The Mystery of the Coming of the Holy Spirit

Today we look at the third Glorious Mystery of the Rosary.

At Pentecost, the Old Testament spring harvest festival, the Church is overwhelmed by the Holy Spirit coming in wind and fire and the harvest of the saints begins. The disciples (including Mary, who was right there in the thick of it) receive the power of the Holy Spirit, and St. Peter, preaching his first sermon to the astonished crowd in Jerusalem, declares of Jesus, “Being therefore exalted at the right hand of God, and having received from the Father the promise of the Holy Spirit, he has poured out this which you see and hear” (Acts 2:33).

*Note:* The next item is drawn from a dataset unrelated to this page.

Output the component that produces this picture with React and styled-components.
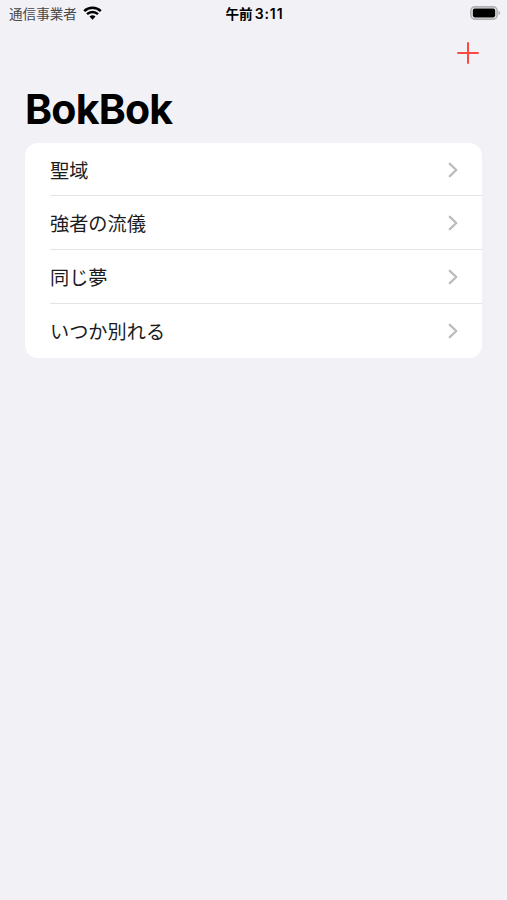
import React from "react";
import styled, { createGlobalStyle } from "styled-components";

const songs = ["聖域", "強者の流儀", "同じ夢", "いつか別れる"];

const App = () => {
  return (
    <>
      <GlobalStyle />
      <Screen>
        <StatusBar>
          <Carrier>
            通信事業者
            <WifiIcon viewBox="0 0 19 14">
              <path d="M1.200 5.100a12 12 0 0 1 16.600 0" />
              <path d="M4 8.200a8 8 0 0 1 11 0" />
              <path className="dot" d="M6.500 10.600a4.600 4.600 0 0 1 6 0L9.500 13.700z" />
            </WifiIcon>
          </Carrier>
          <Time>
            午前<span>3:11</span>
          </Time>
          <BatteryIcon viewBox="0 0 31 14">
            <rect className="shell" x="0.9" y="0.9" width="26.2" height="12.2" rx="3.8" />
            <rect x="2.8" y="2.6" width="22.4" height="8.800" rx="1.800" />
            <path className="cap" d="M28.500 4.900v4.200c2.200-.6 2.200-3.600 0-4.200z" />
          </BatteryIcon>
        </StatusBar>
        <NavBar>
          <AddButton type="button" aria-label="add">
            <svg width="22" height="22" viewBox="0 0 22 22">
              <path d="M11 1v20M1 11h20" />
            </svg>
          </AddButton>
        </NavBar>
        <Title>BokBok</Title>
        <List>
          {songs.map((song) => (
            <Row key={song}>
              <RowContent>
                {song}
                <Chevron viewBox="0 0 10 16">
                  <path d="M1.800 1.800L8.300 8l-6.500 6.200" />
                </Chevron>
              </RowContent>
            </Row>
          ))}
        </List>
      </Screen>
    </>
  );
};

const GlobalStyle = createGlobalStyle`
  * {
    box-sizing: border-box;
  }
  body {
    margin: 0;
    background: #f2f1f6;
    color: #000000;
    font-family: Inter, "Noto Sans CJK JP", sans-serif;
  }
`;
const Screen = styled.main`
  min-height: 100vh;
  background: #f2f1f6;
`;
const StatusBar = styled.header`
  display: grid;
  grid-template-columns: 1fr auto 1fr;
  align-items: center;
  height: 28px;
  padding: 0 6px 0 9px;
`;
const Carrier = styled.div`
  display: flex;
  align-items: center;
  gap: 6px;
  font-size: 13.6px;
  line-height: 20px;
  color: #48484a;
`;
const WifiIcon = styled.svg`
  width: 19px;
  height: 14px;
  margin-top: -3px;
  fill: none;
  stroke: #000000;
  stroke-width: 2.5;
  .dot {
    fill: #000000;
    stroke: none;
  }
`;
const Time = styled.div`
  display: flex;
  align-items: center;
  gap: 2px;
  margin-right: 1px;
  font-size: 13.6px;
  font-weight: 600;
  line-height: 20px;
  span {
    font-size: 14px;
    letter-spacing: 0.9px;
  }
`;
const BatteryIcon = styled.svg`
  width: 31px;
  height: 14px;
  margin-top: -2px;
  justify-self: end;
  .shell {
    fill: none;
    stroke: #b0b0b3;
    stroke-width: 1.6;
  }
  .cap {
    fill: #b0b0b3;
  }
`;
const NavBar = styled.nav`
  display: flex;
  justify-content: flex-end;
  align-items: center;
  height: 49px;
  padding: 0 28px;
`;
const AddButton = styled.button`
  display: flex;
  padding: 0;
  border: 0;
  background: none;
  cursor: pointer;
  svg {
    fill: none;
    stroke: #fb4a43;
    stroke-width: 2;
    stroke-linecap: round;
  }
`;
const Title = styled.h1`
  margin: 0;
  padding: 8px 25px 9.8px;
  font-size: 41px;
  font-weight: 700;
  line-height: 48px;
  letter-spacing: -0.8px;
`;
const List = styled.ul`
  margin: 0 25px;
  padding: 0;
  list-style: none;
  background: #ffffff;
  border-radius: 13px;
`;
const RowContent = styled.div`
  display: flex;
  justify-content: space-between;
  align-items: center;
  height: 100%;
  padding: 1px 24px 0 0;
`;
const Row = styled.li`
  height: 53.7px;
  padding-left: 25px;
  font-size: 19.2px;
  color: #1c1c1e;
  &:not(:last-child) ${RowContent} {
    border-bottom: 1px solid #e4e4e6;
  }
`;
const Chevron = styled.svg`
  width: 10px;
  height: 16px;
  fill: none;
  stroke: #bcbcbf;
  stroke-width: 2.3;
  stroke-linecap: round;
  stroke-linejoin: round;
`;

export default App;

It’s worth noting that the “right hand” is the “good” hand in antiquity. It’s the hand that pours out blessing, the hand that holds the scepter, the hand that works, acts, fights. The hand is the locus of action. We do not theorize with our hands, we do things. Jesus, seated at the right hand of the Father, does things. And he empowers us to do things, too—by his Spirit. So when Peter appeals to the crowd at Pentecost he doesn’t tell them God has poured out a concept or an idea; he says that God has poured out “that which you see and hear.” The Catholic faith is still the same today. To be sure, we walk by faith and not by sight. But the fruit of our faith is still visible in the incarnate signs and acts of love we bear to the world. All these are poured out on us from Jesus, at the right hand of God.


One Response

  1. Thank you for the reminder that Mary was with the disciples at Pentecost. That fact stands in contrast to those of our Protestant friends who think that Mary fades to nothing once she’s delivered Jesus.